Finnart was no amateur. He had toured Europe studying the new Italian style of artillery fortification, returned to Scotland as an accomplished engineer, and been appointed King's Master of Works. He oversaw the defenses at Blackness Castle and the Renaissance facades of Linlithgow Palace. Craignethan was his personal showcase, where his domestic and military talents could share a single site. The keep was modest, a low rectangular block 21 by 16 meters with rounded bartizans on its corners and decorative machicolations over the door. The serious defenses lay elsewhere. The west wall of the inner courtyard was up to 5 meters thick, designed specifically to absorb cannon fire from the higher ground that overlooked the castle, with the keep tucked behind it like a protected child. It was clever and expensive and never tested. In 1540 Finnart was executed for treason. Everything he had built passed to the crown.

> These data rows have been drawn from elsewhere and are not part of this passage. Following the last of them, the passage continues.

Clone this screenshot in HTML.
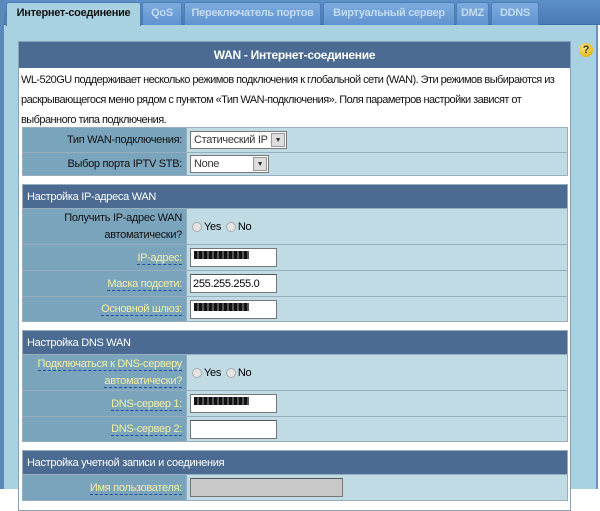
<!DOCTYPE html>
<html><head><meta charset="utf-8"><style>
*{margin:0;padding:0;box-sizing:border-box}
body{width:600px;height:489px;overflow:hidden;background:#fff;font-family:"Liberation Sans",sans-serif;font-size:11px;position:relative;letter-spacing:-0.3px}
.main{position:absolute;left:0;top:0;width:598px;height:489px;background:#a8d2e2;border-left:4px solid #5a88b8;border-right:2px solid #6e93b8}
.tabbar{position:absolute;left:0;top:0;width:598px;height:25px;background:linear-gradient(#5d8fc9,#4a7ab3);border-bottom:1px solid #3f6ea6}
.tab{position:absolute;top:2px;height:23px;color:#c4daf0;font-weight:bold;font-size:11px;line-height:21px;text-align:center;background:linear-gradient(#7cacdf,#5f92cf);border:1px solid #4d7db5;border-bottom:none;border-radius:3px 3px 0 0}
.tab.act{background:#a8d2e2;color:#111;height:24px;top:2px}
.panel{position:absolute;left:14px;top:41px;width:553px;background:#fff;border:1px solid #8aa0b5;height:470px}
.hdr{height:26px;background:#4b6b92;color:#fff;font-weight:bold;font-size:12px;text-align:center;line-height:26px}
.desc{padding:2px 2px;line-height:20px;font-size:11px;letter-spacing:-0.55px;color:#111;height:59px;white-space:nowrap}
table{border-collapse:collapse;margin-left:3px;width:546px}
td{border:1px solid #96aebd;font-size:11px}
td.l{background:#7aa3bc;width:164px;text-align:right;padding-right:4px;color:#111}
td.v{background:#c0dbe4;padding-left:3px}
.y{color:#f3f0a0;border-bottom:1px dashed #2050a0}
.sh{background:#4b6b92;color:#fff;height:24px;padding-left:4px;text-align:left;font-size:11px}
.gap{height:8px}
input.t{width:87px;height:19px;border:1px solid #777;border-top-color:#555;font-size:11px;letter-spacing:-0.3px;font-family:"Liberation Sans",sans-serif;padding-left:2px;vertical-align:middle}
.sel{display:inline-block;border:1px solid #777;background:#fff;height:18px;line-height:16px;padding-left:3px;position:relative;vertical-align:middle;color:#333}
.sel b{position:absolute;right:1px;top:1px;width:14px;height:14px;background:#ddd;border:1px solid #999;font-size:7px;text-align:center;line-height:13px;font-weight:normal}
.r{display:inline-block;width:10px;height:10px;border-radius:50%;background:#e4e4e4;border:1px solid #aaa;vertical-align:middle;margin:0 2px 0 2px}
.blur{background:repeating-linear-gradient(90deg,#111 0 3px,#555 3px 5px);display:inline-block;height:8px;vertical-align:middle}
.q{position:absolute;left:575px;top:43px;width:14px;height:14px;border-radius:50%;background:radial-gradient(circle at 40% 35%,#ffe97a,#d9a200);color:#333;font-weight:bold;font-size:11px;text-align:center;line-height:14px}
</style></head><body>
<div class="main">
<div class="tabbar"></div>
<div class="tab act" style="left:2px;width:135px">Интернет-соединение</div>
<div class="tab" style="left:138px;width:40px">QoS</div>
<div class="tab" style="left:180px;width:137px">Переключатель портов</div>
<div class="tab" style="left:319px;width:132px">Виртуальный сервер</div>
<div class="tab" style="left:452px;width:33px">DMZ</div>
<div class="tab" style="left:487px;width:48px">DDNS</div>
<div class="q">?</div>
<div class="panel">
<div class="hdr">WAN - Интернет-соединение</div>
<div class="desc">WL-520GU поддерживает несколько режимов подключения к глобальной сети (WAN). Эти режимов выбираются из<br>раскрывающегося меню рядом с пунктом «Тип WAN-подключения». Поля параметров настройки зависят от<br>выбранного типа подключения.</div>
<table>
<tr style="height:25px"><td class="l">Тип WAN-подключения:</td><td class="v"><span class="sel" style="width:97px">Статический IP<b>▼</b></span></td></tr>
<tr style="height:23px"><td class="l">Выбор порта IPTV STB:</td><td class="v"><span class="sel" style="width:79px">None<b>▼</b></span></td></tr>
</table>
<div class="gap"></div>
<table>
<tr><td class="sh" colspan="2">Настройка IP-адреса WAN</td></tr>
<tr style="height:36px"><td class="l" style="line-height:17px">Получить IP-адрес WAN<br>автоматически?</td><td class="v"><span class="r"></span>Yes <span class="r"></span>No</td></tr>
<tr style="height:26px"><td class="l"><span class="y">IP-адрес:</span></td><td class="v"><span style="display:inline-block;width:87px;height:19px;background:#fff;border:1px solid #777;vertical-align:middle;padding-left:3px"><span class="blur" style="width:55px"></span></span></td></tr>
<tr style="height:26px"><td class="l"><span class="y">Маска подсети:</span></td><td class="v"><input class="t" value="255.255.255.0"></td></tr>
<tr style="height:25px"><td class="l"><span class="y">Основной шлюз:</span></td><td class="v"><span style="display:inline-block;width:87px;height:19px;background:#fff;border:1px solid #777;vertical-align:middle;padding-left:3px"><span class="blur" style="width:55px"></span></span></td></tr>
</table>
<div class="gap"></div>
<table>
<tr><td class="sh" colspan="2">Настройка DNS WAN</td></tr>
<tr style="height:36px"><td class="l" style="line-height:17px"><span class="y">Подключаться к DNS-серверу</span><br><span class="y">автоматически?</span></td><td class="v"><span class="r"></span>Yes <span class="r"></span>No</td></tr>
<tr style="height:26px"><td class="l"><span class="y">DNS-сервер 1:</span></td><td class="v"><span style="display:inline-block;width:87px;height:19px;background:#fff;border:1px solid #777;vertical-align:middle;padding-left:3px"><span class="blur" style="width:55px"></span></span></td></tr>
<tr style="height:25px"><td class="l"><span class="y">DNS-сервер 2:</span></td><td class="v"><input class="t" value=""></td></tr>
</table>
<div class="gap"></div>
<table>
<tr><td class="sh" colspan="2">Настройка учетной записи и соединения</td></tr>
<tr style="height:26px"><td class="l"><span class="y">Имя пользователя:</span></td><td class="v"><input class="t" style="width:153px;background:#c8c8c8"></td></tr>
</table>
</div>
</div>
</body></html>
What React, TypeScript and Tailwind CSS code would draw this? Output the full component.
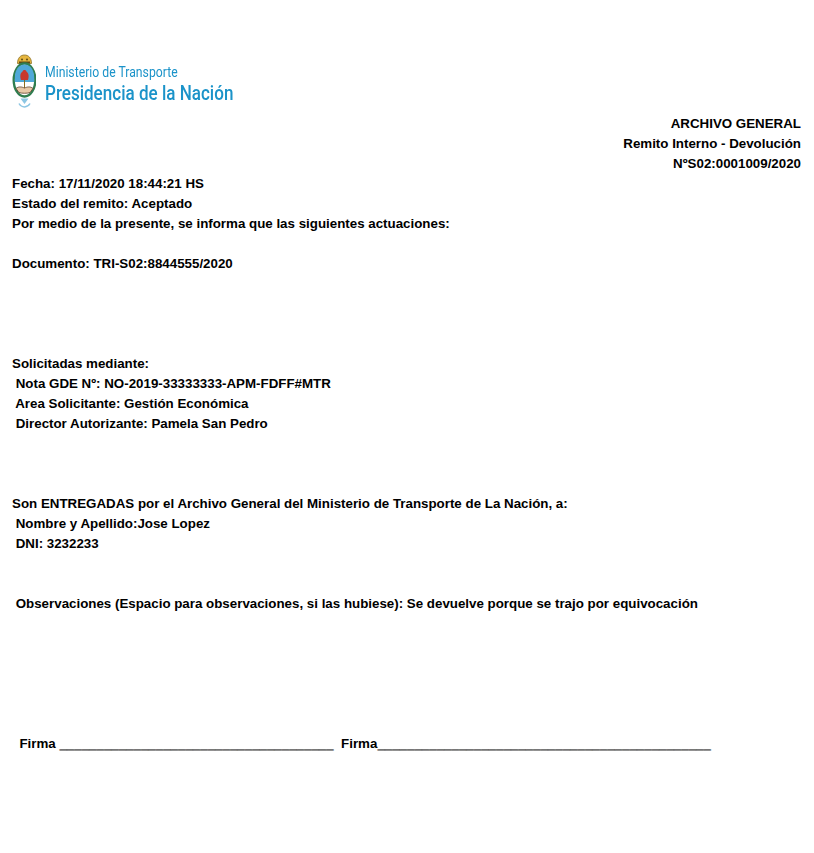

Mary, Queen of Scots, Comes Calling

The Hamiltons regained Craignethan two years later. Finnart's half-brother, James Hamilton, 2nd Earl of Arran, added the large outer courtyard and made the place a private royal residence in all but name. He was, after all, regent of Scotland during Mary, Queen of Scots's infancy, and he became Duke of Chatellerault. His household books record visits to Craignethan in March 1543 and January 1548, complete with notes on what was eaten. When Mary's reign fell apart, Arran's son Lord Claud Hamilton entertained the queen at Craignethan on the night before the Battle of Langside in 1568. She lost the battle, fled to England, and never returned. The Hamiltons surrendered Craignethan and Cadzow to the Regent Moray, who came in person on 15 May 1568 to receive the keys. They were not done. Lord Claud and his brother Lord John recaptured the castle by force later that year. In 1570, when Moray was assassinated in Linlithgow by a Hamilton, the family reaped what their feud had sown.

The Slighting of 1579

By 1579 the Hamiltons were outlawed and Lord Claud had fled to France. Royal artillery rolled toward Craignethan. Both Craignethan and the Hamilton stronghold at Cadzow offered to surrender on terms; the king's men refused. The House of Hamilton surrendered unconditionally on 18 May. The garrison at Craignethan abandoned the castle in the night rather than submit. By royal authority a young man named Sir James Hamilton of Libberton was sent to slight the castle, the technical term for deliberately rendering a fortress indefensible. He destroyed the northwest tower and the great 5-meter west wall, the inner barmkin that had been the heart of Finnart's defense scheme, tumbling its stones into the ditch. The whole point of the castle, the wall that had taken its designer to Italy and back, was thrown down.

Tillietudlem on the Nethan

Two and a half centuries later, Sir Walter Scott published Old Mortality, a novel of the Covenanter risings, partly set at a fictional fortress called Tillietudlem. Readers, looking for a real place, settled on Craignethan as their model, even though Scott protested that he hadn't been thinking of the castle when he wrote the book. He gracefully gave in: in 1830 he added a footnote acknowledging that Craignethan's ruins 'have something of the character' of his invented castle. In 1834 his son-in-law brought J. M. W. Turner to Craignethan; Turner sketched the castle from across the Nethan Gorge and made several drawings among the ruins. A railway station called Tillietudlem opened nearby in 1876, and the houses that grew up around it became the hamlet of Tillietudlem. A fictional name from a novel, drawn from a misunderstood Walter Scott footnote, became a real place on the Ordnance Survey map. Craignethan, slighted and unfinished, has been a more durable cultural force as ruin than it ever was as castle.

From the Air

Coordinates 55.70N, 3.89W, on a bend of the River Nethan, a small tributary of the Clyde in South Lanarkshire. Cruise at 2,500 to 4,500 feet to see the ruined keep on its dramatic spur above the wooded Nethan Gorge, with higher ground to the west that exposes Finnart's planning problem. The castle is about 4.5 miles northwest of Lanark and 2 miles west of Crossford. Nearest airport is Glasgow (EGPF), 18 nautical miles northwest. Edinburgh (EGPH) is 35 nm northeast. Prestwick (EGPK) is 22 nm southwest. The Clyde Valley funnels southwesterly weather.